On September 18, 1980, one of the scariest human-error events unfolded at Launch Complex 374-7 at Damascus, Arkansas. It wasn’t hidden from the media, but it was played down quite significantly, so the populace in the area and throughout the United States had no idea how close they had come to a nuclear disaster.
If the warhead had exploded, the fallout would have stretched from the mid-south to the east coast, killing millions of people. The Titan II missile was a very large nuclear warhead that was nine megatons. Greg Devlin, a survivor of the explosion, says that the Titan II missile is three times as powerful as all the bombs dropped in World War II, including the bombs dropped on Hiroshima and Nagasaki.

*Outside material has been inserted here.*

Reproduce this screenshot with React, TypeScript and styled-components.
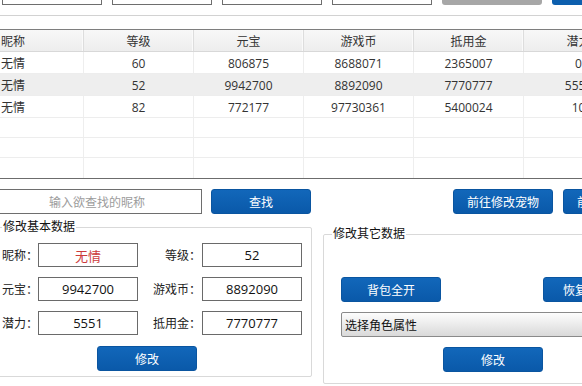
import React from 'react';
import styled, {createGlobalStyle} from "styled-components";

const GlobalStyle = createGlobalStyle`
    body {
        margin: 0;
        background: #fff;
        font-family: "Open Sans", "Noto Sans CJK SC", sans-serif;
        font-size: 12px;
        color: #222;
    }
`;

const Page = styled.div`
    width: 582px;
    height: 386px;
    overflow: hidden;
    background: #fff;
`;

const Window = styled.div`
    margin-top: -20px;
`;

const TopBar = styled.div`
    display: flex;
    gap: 10px;
    padding-left: 2px;
    height: 25px;
`;

const TopField = styled.div`
    flex: 0 0 100px;
    box-sizing: border-box;
    border: 1px solid #6e6e6e;
    background: #fff;
`;

const TopButton = styled.div<{ $tone: 'gray' | 'blue' }>`
    flex: 0 0 100px;
    border-radius: 3px;
    background: ${p => p.$tone === 'gray' ? '#a7a7a7' : '#0d5fae'};
`;

const Rule = styled.div`
    margin-top: 10px;
    height: 1px;
    background: #d2d2d2;
`;

const Table = styled.div`
    margin-top: 13px;
    border-top: 1px solid #7e7e7e;
    border-bottom: 1px solid #6c6c6c;
`;

const HeaderRow = styled.div`
    display: grid;
    grid-template-columns: 84px repeat(5, 110px);
    height: 22px;
    box-sizing: border-box;
    border-bottom: 1px solid #d8d8d8;
    background: linear-gradient(#f8f8f8, #ededed);
    color: #333;
`;

const BodyRow = styled.div<{ $alt?: boolean; $empty?: boolean }>`
    display: grid;
    grid-template-columns: 84px repeat(5, 110px);
    height: ${p => p.$empty ? '20px' : '22px'};
    box-sizing: border-box;
    border-bottom: 1px solid #ededed;
    background: ${p => p.$alt ? '#eeeeee' : '#fff'};
    color: #333;
    &:last-child {
        border-bottom: 0;
    }
`;

const Cell = styled.div<{ $head?: boolean }>`
    display: flex;
    align-items: center;
    justify-content: center;
    line-height: 14px;
    padding-top: 2px;
    border-right: 1px solid ${p => p.$head ? '#dddddd' : '#eeeeee'};
    box-shadow: ${p => p.$head ? 'inset -1px 0 0 #fafafa' : 'none'};
    &:first-child {
        justify-content: flex-start;
        padding-left: 1px;
    }
`;

const SearchRow = styled.div`
    display: flex;
    gap: 9px;
    margin-top: 10px;
    height: 25px;
`;

const SearchField = styled.div`
    margin-left: -8px;
    flex: 0 0 210px;
    box-sizing: border-box;
    border: 1px solid #6e6e6e;
    display: flex;
    align-items: center;
    justify-content: center;
    color: #9c9c9c;
`;

const RightButtons = styled.div`
    display: flex;
    gap: 10px;
    margin-left: 133px;
`;

const BlueButton = styled.button`
    flex: 0 0 100px;
    width: 100px;
    height: 25px;
    margin: 0;
    padding: 0;
    border: 1px solid #0a55a0;
    border-radius: 3px;
    background: linear-gradient(#1267ba, #0a59a9);
    color: #fff;
    font: inherit;
    font-size: 12px;
    white-space: nowrap;
    overflow: hidden;
`;

const Groups = styled.div`
    display: flex;
    align-items: flex-start;
    gap: 11px;
    margin-left: -10px;
`;

const Group = styled.fieldset<{ $side: 'left' | 'right' }>`
    margin: ${p => p.$side === 'left' ? '5px 0 0 0' : '12px 0 0 0'};
    box-sizing: border-box;
    width: ${p => p.$side === 'left' ? '322px' : '300px'};
    flex-shrink: 0;
    min-width: 0;
    border: 1px solid #d9d9d9;
    border-radius: 2px;
    padding: ${p => p.$side === 'left' ? '8px 9px 5px 11px' : '35px 0 11px 8px'};
`;

const Legend = styled.legend`
    padding: 0 1px;
    line-height: 16px;
    font-size: 12px;
    color: #111;
`;

const FormGrid = styled.div`
    display: grid;
    grid-template-columns: 36px 100px 64px 100px;
    grid-auto-rows: 24px;
    row-gap: 10px;
`;

const Label = styled.div<{ $right?: boolean }>`
    display: flex;
    align-items: center;
    justify-content: ${p => p.$right ? 'flex-end' : 'flex-start'};
    padding-right: ${p => p.$right ? '1px' : '0'};
    white-space: nowrap;
    color: #222;
`;

const ValueBox = styled.div<{ $red?: boolean }>`
    box-sizing: border-box;
    border: 1px solid #6a6a6a;
    display: flex;
    align-items: center;
    justify-content: center;
    font-size: 13px;
    color: ${p => p.$red ? '#cc3b3b' : '#111'};
`;

const SubmitRow = styled.div<{ $indent: number }>`
    display: flex;
    margin-top: ${p => p.$indent > 100 ? '10px' : '11px'};
    padding-left: ${p => p.$indent}px;
`;

const OtherBody = styled.div`
    padding-left: 9px;
`;

const ButtonPair = styled.div`
    display: flex;
    gap: 102px;
`;

const RoleSelect = styled.div`
    margin-top: 10px;
    width: 280px;
    height: 25px;
    box-sizing: border-box;
    border: 1px solid #8a8a8a;
    border-radius: 2px;
    background: linear-gradient(#fdfdfd, #d9d9d9);
    display: flex;
    align-items: center;
    padding-left: 3px;
    color: #111;
`;

const headers = ['昵称', '等级', '元宝', '游戏币', '抵用金', '潜力'];
const players = [
    ['无情', '60', '806875', '8688071', '2365007', '0'],
    ['无情', '52', '9942700', '8892090', '7770777', '5551'],
    ['无情', '82', '772177', '97730361', '5400024', '10'],
];

const fields = [
    ['昵称：', '无情', '等级：', '52'],
    ['元宝：', '9942700', '游戏币：', '8892090'],
    ['潜力：', '5551', '抵用金：', '7770777'],
];

export default function App() {
    return <Page>
        <GlobalStyle/>
        <Window>
            <TopBar>
                <TopField/><TopField/><TopField/><TopField/>
                <TopButton $tone={'gray'}/>
                <TopButton $tone={'blue'}/>
            </TopBar>
            <Rule/>
            <Table>
                <HeaderRow>
                    {headers.map(h => <Cell $head key={h}>{h}</Cell>)}
                </HeaderRow>
                {players.map((row, i) => <BodyRow key={i} $alt={i === 1}>
                    {row.map((v, j) => <Cell key={j}>{v}</Cell>)}
                </BodyRow>)}
                {[0, 1, 2].map(i => <BodyRow key={'e' + i} $empty>
                    {headers.map(h => <Cell key={h}/>)}
                </BodyRow>)}
            </Table>
            <SearchRow>
                <SearchField>输入欲查找的昵称</SearchField>
                <BlueButton>查找</BlueButton>
                <RightButtons>
                    <BlueButton>前往修改宠物</BlueButton>
                    <BlueButton>前往修改装备</BlueButton>
                </RightButtons>
            </SearchRow>
            <Groups>
                <Group $side={'left'}>
                    <Legend>修改基本数据</Legend>
                    <FormGrid>
                        {fields.map((f, i) => <React.Fragment key={i}>
                            <Label>{f[0]}</Label>
                            <ValueBox $red={i === 0}>{f[1]}</ValueBox>
                            <Label $right>{f[2]}</Label>
                            <ValueBox>{f[3]}</ValueBox>
                        </React.Fragment>)}
                    </FormGrid>
                    <SubmitRow $indent={95}>
                        <BlueButton>修改</BlueButton>
                    </SubmitRow>
                </Group>
                <Group $side={'right'}>
                    <Legend>修改其它数据</Legend>
                    <OtherBody>
                        <ButtonPair>
                            <BlueButton>背包全开</BlueButton>
                            <BlueButton>恢复默认值</BlueButton>
                        </ButtonPair>
                        <RoleSelect>选择角色属性</RoleSelect>
                        <SubmitRow $indent={102}>
                            <BlueButton>修改</BlueButton>
                        </SubmitRow>
                    </OtherBody>
                </Group>
            </Groups>
        </Window>
    </Page>;
}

On an earlier shift that day, two Propellant Transfer System technicians were in the silo, partway through fixing a low-pressure fault, when they discovered they had forgotten to bring a torque wrench. It was considered a simple job to pressurize the upper-stage tank on the Titan II. Instead of fetching the torque wrench, the technician did what had been standard practice for years – he tried to disconnect a cap with the socket wrench he had. The wrench was not working as it should have and the nine-pound socket fell off. The weight of the socket was such that it went through the seal between the missile and the work platform and fell about 70 feet, where it bounced off the stand that held the missile upright and smashed into the base of the missile, puncturing a hole in it. Immediately, high-pressure toxic fuel started to spray out.
The base was evacuated, and the blast doors were closed, leaving the missile alone and the silo filling with the fuel. Greg Devlin and Rex Hukle were ordered to break into the complex and get readings of the leaked fuel. The pair made it as far as the blast doors before they had to return up top for more air, since their air packs only held half an hour’s worth. Teammates Dave Livingston and Jeff Kennedy then went down and managed to open the blast doors. Kennedy went into the room that contained so much vapor from the fuel it was eating at his suit; he confirmed that the detectors had eight red warning lights showing and the readings in the silo were maxed out. Both men fled the silo, returning safely above ground. Soon after, at about 3 am, the missile and silo exploded.
The blast wave hit Devlin and launched him backwards over the road for about 60 meters. He recalls seeing steel and concrete flying past him, and he thought he was going to die. Someone screamed for him to run and he did. A huge chunk of concrete the size of a school bus landed where he had just been lying, and more debris came at him. He was hit by a rod of steel rebar that shattered his ankle. He also had severe burns on his face, neck, and back. Livingston and Kennedy were presumed dead, being so much closer to the blast zone, but they were eventually rescued. Livingston died within 12 hours of the explosion even though he had reached a hospital. He was the only fatality of the explosion.
There are photos which show the “before and after” of the explosion. The before shot shows a rather bland area of flat ground with a white flat lid above where the missile is hidden away. Afterward, the area was completely blown up, the mouth of the silo was gaping wide, and there was detritus thrown far and wide. Windows in nearby areas were blown out, and the warhead had been blown out of the silo, landing in a ditch not more than 50 feet from Devlin.
The reason it is making such a huge splash media-wise is that the nonfiction book called Command and Control, written by investigative reporter Eric Schlosser, has been made into a documentary film of the same name. The film was only able to come about through a collaboration between the filmmaker Robert Kenner, the book author, and the US military, which let them have filming access to the last Titan II missile silo. With this access, the documentary was able to recreate events where images had not previously existed. They used actual exterior footage from the night of the accident and matched their film to it. Originally there had been 54 silos, and they were all identical, which is why the filming worked so well. There was a missile in the silo when they filmed, but it did not have a warhead or liquid fuel.
The film took a few years to make, as a large component of it consisted of interviews with the survivors of the explosion. David Powell, the worker who accidently dropped the socket, was very hesitant to talk about the events. As you could imagine, the events have affected Powell every day of his life; until the film was shown, his mother hadn’t even known about his part in the disaster.
Kenner states that this is a story about how humans make mistakes and how we have made this technology that, even though it is immense and advanced, still relies on us. Any human error can have devastating consequences. It is also a story of human bravery and the real heroes of the accident. The movie has been run on American television and is also available for purchase online.